I use the experiences I have at work as diving boards for conversations with him.  I tell him about the various encounters I have as examples of how not to treat others.  I point out that it’s an unacceptable way to treat anyone, not just women.  I want him to grow up internalizing the outrageous idea that women are people too.  That everyone is equal, regardless of gender, sexuality, race, religion, quirkiness, funky clothing choices, startling piercings, etc.

Victim Blaming

We hear so much about this lately, which is a good thing, the more that people are aware of it and discussing it, the more chance we have of changing it.

I find that it’s the more obvious forms that we currently really notice and comment on.

“What was she wearing?”
“How much did she have to drink?”

But what about when it comes to the so-called Islamophobia (which isn’t a phobia at all, but I digress) or bullying or how black people are treated, or, or, or…

We police what religious groups who aren’t Christian wear, what they say, how they pray.  We comment on how black people wear their hair, what they wear, how they walk. We discuss ways in which bullied children can “deal with it”.

Bullied. Children.  Even there?  Even then we focus on what the victim can do in order to stop being a victim?  How they can help themselves to not feel so alone, so ashamed of being themselves?

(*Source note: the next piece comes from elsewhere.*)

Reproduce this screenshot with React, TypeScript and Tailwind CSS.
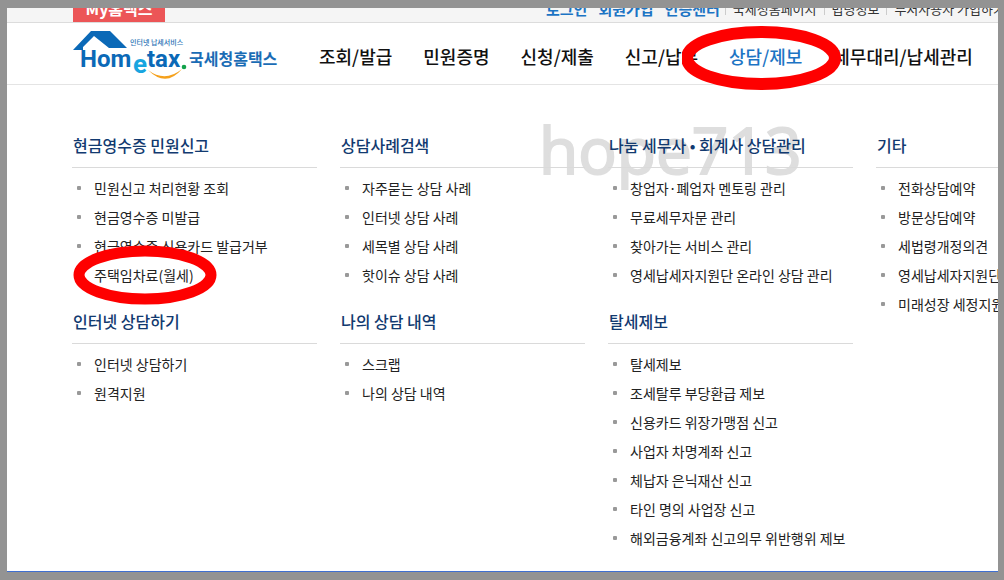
import React from 'react';

interface MenuItem {
  label: string;
  marked?: boolean;
}

interface MenuSection {
  title: string;
  items: MenuItem[];
}

const accountLinks = ['로그인', '회원가입', '인증센터'];
const siteLinks = ['국세청홈페이지', '법령정보', '부서사용자 가입하기'];

const navItems = [
  { label: '조회/발급' },
  { label: '민원증명' },
  { label: '신청/제출' },
  { label: '신고/납부' },
  { label: '상담/제보', active: true },
  { label: '세무대리/납세관리' },
];

const columns: MenuSection[][] = [
  [
    {
      title: '현금영수증 민원신고',
      items: [
        { label: '민원신고 처리현황 조회' },
        { label: '현금영수증 미발급' },
        { label: '현금영수증 신용카드 발급거부' },
        { label: '주택임차료(월세)', marked: true },
      ],
    },
    {
      title: '인터넷 상담하기',
      items: [{ label: '인터넷 상담하기' }, { label: '원격지원' }],
    },
  ],
  [
    {
      title: '상담사례검색',
      items: [
        { label: '자주묻는 상담 사례' },
        { label: '인터넷 상담 사례' },
        { label: '세목별 상담 사례' },
        { label: '핫이슈 상담 사례' },
      ],
    },
    {
      title: '나의 상담 내역',
      items: [{ label: '스크랩' }, { label: '나의 상담 내역' }],
    },
  ],
  [
    {
      title: '나눔 세무사 • 회계사 상담관리',
      items: [
        { label: '창업자·폐업자 멘토링 관리' },
        { label: '무료세무자문 관리' },
        { label: '찾아가는 서비스 관리' },
        { label: '영세납세자지원단 온라인 상담 관리' },
      ],
    },
    {
      title: '탈세제보',
      items: [
        { label: '탈세제보' },
        { label: '조세탈루 부당환급 제보' },
        { label: '신용카드 위장가맹점 신고' },
        { label: '사업자 차명계좌 신고' },
        { label: '체납자 은닉재산 신고' },
        { label: '타인 명의 사업장 신고' },
        { label: '해외금융계좌 신고의무 위반행위 제보' },
      ],
    },
  ],
  [
    {
      title: '기타',
      items: [
        { label: '전화상담예약' },
        { label: '방문상담예약' },
        { label: '세법령개정의견' },
        { label: '영세납세자지원단' },
        { label: '미래성장 세정지원' },
      ],
    },
  ],
];

const Logo: React.FC = () => (
  <svg width="206" height="52" viewBox="0 0 206 52" role="img" aria-label="Hometax 국세청홈택스">
    <path d="M1 20 L19 1 H38 L55 18 H37 L22 6 L11 17 V20 Z" fill="#0b69b7" />
    <text x="58" y="15" fontSize="7" fontWeight="500" fill="#2a72b5">인터넷 납세서비스</text>
    <g fontFamily="Roboto, sans-serif" fontWeight="700">
      <text x="8" y="37" fontSize="24" fill="#0b69b7">Hom</text>
      <text x="61" y="43" fontSize="26" fill="#18a5e0">e</text>
      <text x="75" y="37" fontSize="24" fill="#0b69b7">tax</text>
    </g>
    <circle cx="112" cy="37" r="2.3" fill="#12a24a" />
    <path d="M76 40 Q93 53 110 39 Q94 58 76 40 Z" fill="#f5a11c" />
    <text x="117" y="35" fontSize="16" fontWeight="700" fill="#1a6cb5">국세청홈택스</text>
  </svg>
);

const TopBar: React.FC = () => (
  <div className="flex h-[15px] items-end overflow-hidden border-b border-[#dcdcdc] bg-[#f5f5f5] pl-[66px] whitespace-nowrap">
    <a href="#my" className="flex h-[28px] w-[92px] shrink-0 items-center justify-center bg-[#ec5557] text-base font-bold text-white">
      My홈택스
    </a>
    <div className="ml-[381px] flex h-[26px] shrink-0 items-center gap-[11px] text-[15px] font-bold text-[#1c74c4]">
      {accountLinks.map((label) => (
        <a key={label} href="#account">{label}</a>
      ))}
    </div>
    <div className="ml-[5px] flex h-[26px] shrink-0 items-center text-[13px] text-[#333]">
      {siteLinks.map((label) => (
        <React.Fragment key={label}>
          <span className="h-3 w-px bg-[#ccc]" />
          <a href="#site" className="px-[7px]">{label}</a>
        </React.Fragment>
      ))}
    </div>
  </div>
);

const Header: React.FC = () => (
  <header className="flex h-[62px] items-center border-b border-[#e4e4e4] pt-1 pl-[65px] whitespace-nowrap">
    <a href="#home" className="shrink-0">
      <Logo />
    </a>
    <nav className="ml-[41px] flex shrink-0 gap-[31px] text-lg font-medium text-[#111]">
      {navItems.map((item) => (
        <a
          key={item.label}
          href="#menu"
          className={item.active ? 'relative z-10 text-[#1c74c4]' : undefined}
        >
          {item.label}
          {item.active && (
            <svg className="absolute top-1/2 left-1/2 max-w-none -translate-x-1/2 -translate-y-1/2" width="168" height="68" viewBox="0 0 168 68" aria-hidden="true">
              <ellipse cx="79" cy="36" rx="74" ry="26" fill="none" stroke="#fe0000" strokeWidth="12" />
            </svg>
          )}
        </a>
      ))}
    </nav>
  </header>
);

const Section: React.FC<{ section: MenuSection }> = ({ section }) => (
  <section>
    <h2 className="border-b border-[#dadada] pb-[10px] pl-px text-base font-medium text-[#123a70]">
      {section.title}
    </h2>
    <ul className="pt-[5px]">
      {section.items.map((item) => (
        <li key={item.label} className="flex h-[29px] items-center pl-[5px]">
          <span className="size-1 shrink-0 rounded-[1px] bg-[#999]" />
          <a href="#item" className="relative ml-[13px] text-sm text-[#222]">
            {item.label}
            {item.marked && (
              <svg className="absolute top-1/2 left-1/2 max-w-none -translate-x-1/2 -translate-y-1/2" width="146" height="60" viewBox="0 0 146 60" aria-hidden="true">
                <ellipse cx="74" cy="30" rx="66" ry="24" fill="none" stroke="#fe0000" strokeWidth="11" />
              </svg>
            )}
          </a>
        </li>
      ))}
    </ul>
  </section>
);

const App: React.FC = () => {
  return (
    <div className="min-h-screen overflow-hidden bg-[#939393] pt-2 pr-[6px] pb-[7px] pl-[7px] font-['Noto_Sans_CJK_KR',sans-serif]">
      <div className="overflow-hidden border-b border-[#3f6fd0] bg-white">
        <TopBar />
        <Header />
        <main className="relative pt-[48px] pb-[19px] pl-[65px]">
          <span className="absolute top-[17px] left-[532px] font-['Open_Sans',sans-serif] text-[64px] text-[#dedede] [-webkit-text-stroke:2px_#dedede]" aria-hidden="true">
            hope713
          </span>
          <div className="relative flex gap-[23px] whitespace-nowrap">
            {columns.map((sections) => (
              <div key={sections[0].title} className="flex w-[245px] shrink-0 flex-col gap-5">
                {sections.map((section) => (
                  <Section key={section.title} section={section} />
                ))}
              </div>
            ))}
          </div>
        </main>
      </div>
    </div>
  );
};

export default App;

Our society is so focused on FITTING IN that everything else falls by the wayside.

I was watching an old Vlogbrothers video and was struck by this thought.


I’d never really thought about how we victim-blame bullied people. How we always try to give children ideas on how to deal with it.  Because we apparently don’t expect anyone to deal with the bullies.  That’s kind of depressing and it leaves me feeling helpless.